When is friendly too friendly? How do we know when we are cheating?
This column is in response to the article run last week (“Columnist discusses definition of cheating,” Feb. 19) about where we draw the line between innocent game-playing and cheating in a relationship.
I think the topic deserves to be addressed because the views presented in the article seemed to be on one extreme end. I propose that there is a line justifiably drawn much further back that many people refuse to cross. That line represents faithfulness and morality.
I was astounded to read the accounts of passionate kisses and one-night stands that didn’t earn the connotation of unfaithfulness. So now the question is, where do we put this line? I propose that it is meant to stop us from even reaching the seemingly harmless flirting stage.
An “in-love” relationship with another person should hold the highest priority and amount of intimacy and respect over all other relationships. It is a sacred thing that we should be grateful to attain.
To take that bond for granted or to break the trust is to destroy the other person who has in his most vulnerable state opened his heart to you.
When a relationship becomes exclusive, certain moral obligations come with its maintenance. At the top of this list is faithfulness and loyalty to the other person.
There is no greater commitment than that of marriage and it should be placed in the highest regard.
I am disgusted at the empathy displayed today toward maintaining relationships and the lack of effort that is expected. I understand that there are situations in which marriage cannot work out, especially those involving abuse, physical or emotional, but this is not the most common reason for breakup or divorce.
The most common reasons are selfishness and laziness. You’ve heard the clich that goes something like this: Anything worth holding onto is worth the effort it takes to get it. That is true of relationships as well. They don’t stay strong without effort, and effort is something that our society sees as inutile today.
Sitcoms and movies portray people jumping in and out of relationships (and beds) when convenience is on their side. There is little element of true love or responsibility emphasized in our “entertainment” today, and it is for this reason that we have become so desensitized to the absolute disgrace of cheating on another person.
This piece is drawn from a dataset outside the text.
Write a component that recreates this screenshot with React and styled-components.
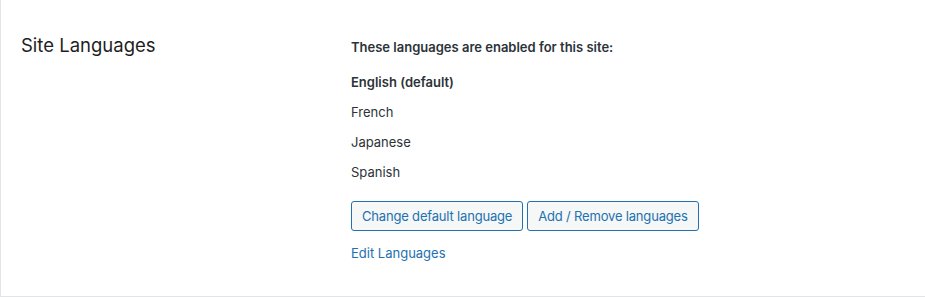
import React from "react";
import styled, { createGlobalStyle } from "styled-components";

const Global = createGlobalStyle`
  html, body { margin: 0; padding: 0; background: #ffffff; }
  body { font-family: Inter, "Noto Sans", sans-serif; -webkit-font-smoothing: antialiased; }
`;

const Card = styled.section`
  box-sizing: border-box;
  width: 925px;
  height: 297px;
  background: #ffffff;
  border-left: 1px solid #e2e4e7;
  border-bottom: 1px solid #e2e4e7;
  display: grid;
  grid-template-columns: 330px 1fr;
  padding-left: 20px;
`;

const Title = styled.h2`
  margin: 33px 0 0;
  font-size: 18.5px;
  line-height: 24px;
  font-weight: 400;
  color: #1e1e1e;
`;

const Body = styled.div`
  display: flex;
  flex-direction: column;
  align-items: flex-start;
  padding-top: 37px;
`;

const Lead = styled.p`
  margin: 0 0 15px;
  font-size: 13px;
  line-height: 20px;
  font-weight: 600;
  color: #2c3338;
`;

const LangList = styled.ul`
  list-style: none;
  margin: 0;
  padding: 0;
  display: flex;
  flex-direction: column;
  gap: 10px;
`;

const Lang = styled.li`
  font-size: 13px;
  line-height: 20px;
  font-weight: ${(p) => (p.$default ? 600 : 400)};
  color: #2c3338;
`;

const Actions = styled.div`
  display: flex;
  gap: 4px;
  margin-top: 19px;
`;

const Button = styled.button`
  box-sizing: border-box;
  height: 30px;
  padding: 0 10px;
  border: 1px solid #2271b1;
  border-radius: 3px;
  background: #f6f7f7;
  color: #2271b1;
  font-family: inherit;
  font-size: 13px;
  letter-spacing: -0.18px;
  line-height: 28px;
  cursor: pointer;
`;

const EditLink = styled.a`
  margin-top: 12px;
  font-size: 13px;
  line-height: 20px;
  color: #2271b1;
  text-decoration: none;
`;

export default function App() {
  const langs = [
    { name: "English (default)", def: true },
    { name: "French" },
    { name: "Japanese" },
    { name: "Spanish" },
  ];
  return (
    <>
      <Global />
      <Card>
        <Title>Site Languages</Title>
        <Body>
          <Lead>These languages are enabled for this site:</Lead>
          <LangList>
            {langs.map((l) => (
              <Lang key={l.name} $default={l.def}>
                {l.name}
              </Lang>
            ))}
          </LangList>
          <Actions>
            <Button>Change default language</Button>
            <Button>Add / Remove languages</Button>
          </Actions>
          <EditLink href="#">Edit Languages</EditLink>
        </Body>
      </Card>
    </>
  );
}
Some would go as far to say that lustful thoughts of another is cheating.
The Bible says, “If you have lustful thoughts in your heart, you have already committed adultery.”
Now, I have to agree with this statement, but at the same time I admit that we are human and while we may not be capable of controlling all of our thoughts, we are capable of controlling our actions.
It is when we act on those lustful thoughts that we have cheated. By act, I mean as little as kissing. Go a little further back: holding hands. A little further: when you approach the person, you are cheating. If you have lustful thoughts and you move toward them instead of avoid them, you are cheating and you are asking for something more to happen.
I am ashamed of the typical attitude toward relationships and propose that many of our social problems today have evolved from the same attitude that leads people to divorce because of petty details. It is a selfishness that will certainly carry a form of destruction whether it be personal or afflicted on another person.
So, in conclusion, I think that cheating is a much more serious offense than was portrayed in last week’s article and also begins far before the stage of “making out.” If you’re going to claim a faithful relationship, don’t allow yourself to fall into the trap of “innocent” games with another person. They do constitute cheating and will likely lead to more.